Vonnegut's Eight Rules for Fiction Writing

Dec 13, 2009 11:57

I wish all writers were not only familiar with these rules, but followed them, because they're wonderful. Hell, I wish that even I could follow them.

From Vonnegut's Bagombo Snuff Box: Uncollected Short Fiction...
  1. Use the time of a total stranger in such a way that he or she will not feel the time was wasted.
  2. Give the reader at least one character he or she can root for.
  3. Every character should want something, even if it is only a glass of water.
  4. Every sentence must do one of two things-reveal character or advance the action.
  5. Start as close to the end as possible.
  6. Be a Sadist. No matter how sweet and innocent your leading characters, make awful things happen to them-in order that the reader may see what they are made of.
  7. Write to please just one person. If you open a window and make love to the world, so to speak, your story will get pneumonia.
  8. Give your readers as much information as possible as soon as possible. To hell with suspense. Readers should have such complete understanding of what is going on, where and why, that they could finish the story themselves, should cockroaches eat the last few pages.
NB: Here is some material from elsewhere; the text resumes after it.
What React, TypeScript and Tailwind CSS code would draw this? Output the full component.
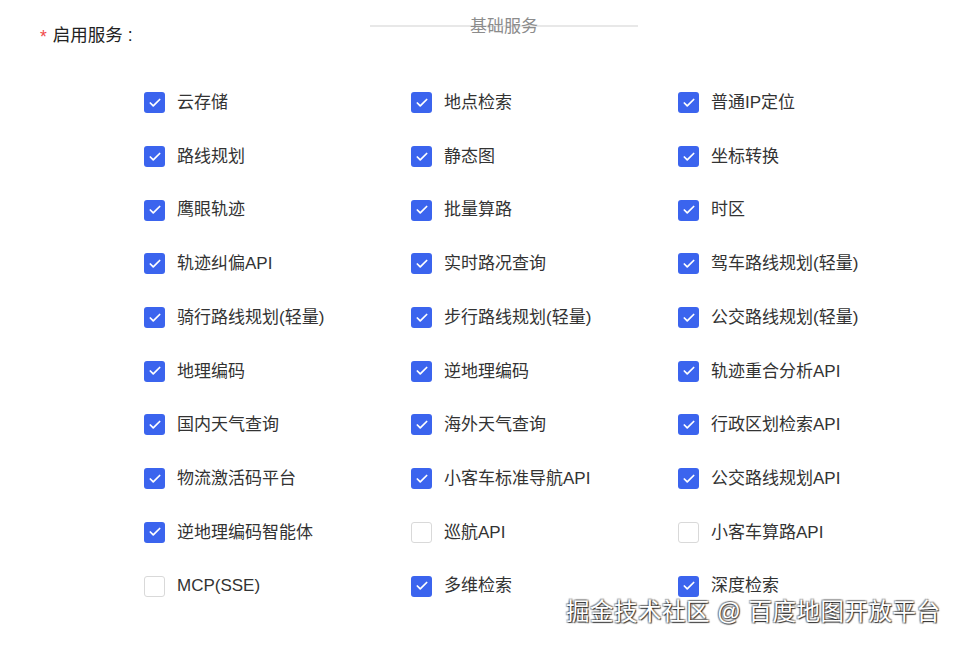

To me, number four is the most important of all of these. It's not the easiest to follow, but if you go through a story and cut out everything that doesn't further the action or the characterizations, you'll end up with a much better (albeit shorter) story, in most cases.

Number five is my favorite after that. Get right into the action. Mix your exposition in with dialogue -- show it, don't tell it. Don't give us five pages about Bella's history -- build it into the story in a meaningful way. The readers will appreciate it and they'll become hooked on the story more quickly.
Number seven is a tough one in our fandom. I think a lot of authors lose sight of this along the way... negative (and even positive) reviews can really influence how an author views her work. After a while, you just want to please everyone, and you don't want to lose readers. When I wrote FitV, I wrote it for two people: myself and my ficwife/beta. I figured that as long as the two of us were happy with what happened (and she had to remind me of this more than once), then some others would be, too, even if not everyone liked it. If you start trying to please your audience, they will notice.